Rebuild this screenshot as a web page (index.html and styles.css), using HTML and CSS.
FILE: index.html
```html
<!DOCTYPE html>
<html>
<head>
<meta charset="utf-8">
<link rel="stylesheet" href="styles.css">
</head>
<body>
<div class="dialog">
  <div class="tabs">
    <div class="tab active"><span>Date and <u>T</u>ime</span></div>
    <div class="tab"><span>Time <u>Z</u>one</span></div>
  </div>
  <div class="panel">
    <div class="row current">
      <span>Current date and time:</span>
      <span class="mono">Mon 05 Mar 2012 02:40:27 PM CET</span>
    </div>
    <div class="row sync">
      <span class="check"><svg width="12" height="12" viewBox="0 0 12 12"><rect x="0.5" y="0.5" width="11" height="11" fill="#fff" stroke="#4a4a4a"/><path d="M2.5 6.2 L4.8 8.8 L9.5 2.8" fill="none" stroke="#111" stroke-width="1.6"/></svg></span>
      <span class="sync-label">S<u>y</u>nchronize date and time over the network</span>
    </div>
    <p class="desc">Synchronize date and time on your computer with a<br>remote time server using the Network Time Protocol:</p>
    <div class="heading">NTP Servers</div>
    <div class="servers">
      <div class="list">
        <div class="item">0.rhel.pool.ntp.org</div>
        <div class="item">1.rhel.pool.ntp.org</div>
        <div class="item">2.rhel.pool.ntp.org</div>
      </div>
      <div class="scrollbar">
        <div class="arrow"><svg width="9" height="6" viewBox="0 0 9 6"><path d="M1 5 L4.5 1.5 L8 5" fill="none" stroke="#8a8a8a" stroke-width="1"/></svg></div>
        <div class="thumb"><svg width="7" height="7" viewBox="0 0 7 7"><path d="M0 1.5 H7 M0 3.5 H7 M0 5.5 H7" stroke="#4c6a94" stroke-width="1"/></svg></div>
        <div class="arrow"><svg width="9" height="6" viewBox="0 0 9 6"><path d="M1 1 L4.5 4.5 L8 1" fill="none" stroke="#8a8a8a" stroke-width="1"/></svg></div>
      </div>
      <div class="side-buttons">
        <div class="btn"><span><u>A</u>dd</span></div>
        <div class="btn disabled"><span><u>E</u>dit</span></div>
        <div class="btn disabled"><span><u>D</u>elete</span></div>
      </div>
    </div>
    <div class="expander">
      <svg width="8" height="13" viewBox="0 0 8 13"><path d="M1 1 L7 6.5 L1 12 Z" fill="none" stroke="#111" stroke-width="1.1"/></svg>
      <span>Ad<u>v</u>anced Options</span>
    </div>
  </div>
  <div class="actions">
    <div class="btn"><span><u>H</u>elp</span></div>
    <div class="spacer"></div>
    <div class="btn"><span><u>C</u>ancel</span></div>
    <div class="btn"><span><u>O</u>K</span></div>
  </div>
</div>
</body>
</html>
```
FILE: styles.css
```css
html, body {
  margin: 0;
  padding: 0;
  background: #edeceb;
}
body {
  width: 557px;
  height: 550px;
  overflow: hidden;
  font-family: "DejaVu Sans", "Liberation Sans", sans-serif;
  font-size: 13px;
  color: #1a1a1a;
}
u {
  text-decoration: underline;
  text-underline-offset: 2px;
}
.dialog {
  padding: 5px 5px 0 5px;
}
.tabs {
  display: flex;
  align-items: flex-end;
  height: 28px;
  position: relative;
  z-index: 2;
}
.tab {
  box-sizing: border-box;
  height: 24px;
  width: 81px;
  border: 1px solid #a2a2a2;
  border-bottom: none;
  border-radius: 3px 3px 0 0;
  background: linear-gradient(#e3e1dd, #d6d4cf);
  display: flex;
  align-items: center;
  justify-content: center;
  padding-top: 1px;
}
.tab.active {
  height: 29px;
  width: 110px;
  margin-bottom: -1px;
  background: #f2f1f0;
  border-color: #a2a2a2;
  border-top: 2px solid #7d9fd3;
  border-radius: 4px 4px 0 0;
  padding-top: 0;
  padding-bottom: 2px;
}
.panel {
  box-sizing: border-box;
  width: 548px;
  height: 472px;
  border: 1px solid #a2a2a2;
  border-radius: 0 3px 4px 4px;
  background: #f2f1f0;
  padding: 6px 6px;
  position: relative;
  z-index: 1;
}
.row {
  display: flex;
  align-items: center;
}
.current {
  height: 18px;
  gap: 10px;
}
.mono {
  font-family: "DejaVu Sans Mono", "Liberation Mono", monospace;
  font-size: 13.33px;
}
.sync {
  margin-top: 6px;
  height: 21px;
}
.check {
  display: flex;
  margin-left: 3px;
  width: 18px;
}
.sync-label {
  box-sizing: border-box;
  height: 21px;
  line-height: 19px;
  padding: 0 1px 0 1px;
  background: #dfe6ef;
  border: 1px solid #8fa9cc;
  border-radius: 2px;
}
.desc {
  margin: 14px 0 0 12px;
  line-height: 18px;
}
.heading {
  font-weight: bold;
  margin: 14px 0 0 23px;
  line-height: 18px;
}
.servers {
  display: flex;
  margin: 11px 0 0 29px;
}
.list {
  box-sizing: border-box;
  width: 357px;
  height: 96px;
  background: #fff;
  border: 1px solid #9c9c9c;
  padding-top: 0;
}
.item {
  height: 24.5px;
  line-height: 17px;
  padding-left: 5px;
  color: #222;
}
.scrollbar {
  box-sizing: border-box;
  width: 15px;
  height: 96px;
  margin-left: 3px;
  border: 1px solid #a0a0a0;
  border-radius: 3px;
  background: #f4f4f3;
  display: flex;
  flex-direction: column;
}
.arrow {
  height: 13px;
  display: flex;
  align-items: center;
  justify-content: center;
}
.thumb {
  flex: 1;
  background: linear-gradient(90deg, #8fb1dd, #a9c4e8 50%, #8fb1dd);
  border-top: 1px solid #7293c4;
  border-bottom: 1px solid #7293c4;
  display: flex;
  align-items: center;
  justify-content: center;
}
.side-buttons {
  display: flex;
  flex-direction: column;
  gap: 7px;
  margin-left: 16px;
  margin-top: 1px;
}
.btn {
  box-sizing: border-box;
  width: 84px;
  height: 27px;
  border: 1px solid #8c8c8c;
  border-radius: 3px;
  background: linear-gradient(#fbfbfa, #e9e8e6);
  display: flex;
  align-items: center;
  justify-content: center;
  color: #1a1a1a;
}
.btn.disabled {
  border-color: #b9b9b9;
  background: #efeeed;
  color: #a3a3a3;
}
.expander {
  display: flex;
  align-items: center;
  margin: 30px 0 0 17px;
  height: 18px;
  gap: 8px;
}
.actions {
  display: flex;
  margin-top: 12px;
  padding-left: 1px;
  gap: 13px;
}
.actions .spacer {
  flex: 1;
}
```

→ **PROBLEM TO WORK ON**
The data above must be returned in full, exactly as written.

→ **FINISHED TASK**
Rebuild this screenshot as a web page (index.html and styles.css), using HTML and CSS.
FILE: index.html
```html
<!DOCTYPE html>
<html>
<head>
<meta charset="utf-8">
<link rel="stylesheet" href="styles.css">
</head>
<body>
<div class="dialog">
  <div class="tabs">
    <div class="tab active"><span>Date and <u>T</u>ime</span></div>
    <div class="tab"><span>Time <u>Z</u>one</span></div>
  </div>
  <div class="panel">
    <div class="row current">
      <span>Current date and time:</span>
      <span class="mono">Mon 05 Mar 2012 02:40:27 PM CET</span>
    </div>
    <div class="row sync">
      <span class="check"><svg width="12" height="12" viewBox="0 0 12 12"><rect x="0.5" y="0.5" width="11" height="11" fill="#fff" stroke="#4a4a4a"/><path d="M2.5 6.2 L4.8 8.8 L9.5 2.8" fill="none" stroke="#111" stroke-width="1.6"/></svg></span>
      <span class="sync-label">S<u>y</u>nchronize date and time over the network</span>
    </div>
    <p class="desc">Synchronize date and time on your computer with a<br>remote time server using the Network Time Protocol:</p>
    <div class="heading">NTP Servers</div>
    <div class="servers">
      <div class="list">
        <div class="item">0.rhel.pool.ntp.org</div>
        <div class="item">1.rhel.pool.ntp.org</div>
        <div class="item">2.rhel.pool.ntp.org</div>
      </div>
      <div class="scrollbar">
        <div class="arrow"><svg width="9" height="6" viewBox="0 0 9 6"><path d="M1 5 L4.5 1.5 L8 5" fill="none" stroke="#8a8a8a" stroke-width="1"/></svg></div>
        <div class="thumb"><svg width="7" height="7" viewBox="0 0 7 7"><path d="M0 1.5 H7 M0 3.5 H7 M0 5.5 H7" stroke="#4c6a94" stroke-width="1"/></svg></div>
        <div class="arrow"><svg width="9" height="6" viewBox="0 0 9 6"><path d="M1 1 L4.5 4.5 L8 1" fill="none" stroke="#8a8a8a" stroke-width="1"/></svg></div>
      </div>
      <div class="side-buttons">
        <div class="btn"><span><u>A</u>dd</span></div>
        <div class="btn disabled"><span><u>E</u>dit</span></div>
        <div class="btn disabled"><span><u>D</u>elete</span></div>
      </div>
    </div>
    <div class="expander">
      <svg width="8" height="13" viewBox="0 0 8 13"><path d="M1 1 L7 6.5 L1 12 Z" fill="none" stroke="#111" stroke-width="1.1"/></svg>
      <span>Ad<u>v</u>anced Options</span>
    </div>
  </div>
  <div class="actions">
    <div class="btn"><span><u>H</u>elp</span></div>
    <div class="spacer"></div>
    <div class="btn"><span><u>C</u>ancel</span></div>
    <div class="btn"><span><u>O</u>K</span></div>
  </div>
</div>
</body>
</html>
```
FILE: styles.css
```css
html, body {
  margin: 0;
  padding: 0;
  background: #edeceb;
}
body {
  width: 557px;
  height: 550px;
  overflow: hidden;
  font-family: "DejaVu Sans", "Liberation Sans", sans-serif;
  font-size: 13px;
  color: #1a1a1a;
}
u {
  text-decoration: underline;
  text-underline-offset: 2px;
}
.dialog {
  padding: 5px 5px 0 5px;
}
.tabs {
  display: flex;
  align-items: flex-end;
  height: 28px;
  position: relative;
  z-index: 2;
}
.tab {
  box-sizing: border-box;
  height: 24px;
  width: 81px;
  border: 1px solid #a2a2a2;
  border-bottom: none;
  border-radius: 3px 3px 0 0;
  background: linear-gradient(#e3e1dd, #d6d4cf);
  display: flex;
  align-items: center;
  justify-content: center;
  padding-top: 1px;
}
.tab.active {
  height: 29px;
  width: 110px;
  margin-bottom: -1px;
  background: #f2f1f0;
  border-color: #a2a2a2;
  border-top: 2px solid #7d9fd3;
  border-radius: 4px 4px 0 0;
  padding-top: 0;
  padding-bottom: 2px;
}
.panel {
  box-sizing: border-box;
  width: 548px;
  height: 472px;
  border: 1px solid #a2a2a2;
  border-radius: 0 3px 4px 4px;
  background: #f2f1f0;
  padding: 6px 6px;
  position: relative;
  z-index: 1;
}
.row {
  display: flex;
  align-items: center;
}
.current {
  height: 18px;
  gap: 10px;
}
.mono {
  font-family: "DejaVu Sans Mono", "Liberation Mono", monospace;
  font-size: 13.33px;
}
.sync {
  margin-top: 6px;
  height: 21px;
}
.check {
  display: flex;
  margin-left: 3px;
  width: 18px;
}
.sync-label {
  box-sizing: border-box;
  height: 21px;
  line-height: 19px;
  padding: 0 1px 0 1px;
  background: #dfe6ef;
  border: 1px solid #8fa9cc;
  border-radius: 2px;
}
.desc {
  margin: 14px 0 0 12px;
  line-height: 18px;
}
.heading {
  font-weight: bold;
  margin: 14px 0 0 23px;
  line-height: 18px;
}
.servers {
  display: flex;
  margin: 11px 0 0 29px;
}
.list {
  box-sizing: border-box;
  width: 357px;
  height: 96px;
  background: #fff;
  border: 1px solid #9c9c9c;
  padding-top: 0;
}
.item {
  height: 24.5px;
  line-height: 17px;
  padding-left: 5px;
  color: #222;
}
.scrollbar {
  box-sizing: border-box;
  width: 15px;
  height: 96px;
  margin-left: 3px;
  border: 1px solid #a0a0a0;
  border-radius: 3px;
  background: #f4f4f3;
  display: flex;
  flex-direction: column;
}
.arrow {
  height: 13px;
  display: flex;
  align-items: center;
  justify-content: center;
}
.thumb {
  flex: 1;
  background: linear-gradient(90deg, #8fb1dd, #a9c4e8 50%, #8fb1dd);
  border-top: 1px solid #7293c4;
  border-bottom: 1px solid #7293c4;
  display: flex;
  align-items: center;
  justify-content: center;
}
.side-buttons {
  display: flex;
  flex-direction: column;
  gap: 7px;
  margin-left: 16px;
  margin-top: 1px;
}
.btn {
  box-sizing: border-box;
  width: 84px;
  height: 27px;
  border: 1px solid #8c8c8c;
  border-radius: 3px;
  background: linear-gradient(#fbfbfa, #e9e8e6);
  display: flex;
  align-items: center;
  justify-content: center;
  color: #1a1a1a;
}
.btn.disabled {
  border-color: #b9b9b9;
  background: #efeeed;
  color: #a3a3a3;
}
.expander {
  display: flex;
  align-items: center;
  margin: 30px 0 0 17px;
  height: 18px;
  gap: 8px;
}
.actions {
  display: flex;
  margin-top: 12px;
  padding-left: 1px;
  gap: 13px;
}
.actions .spacer {
  flex: 1;
}
```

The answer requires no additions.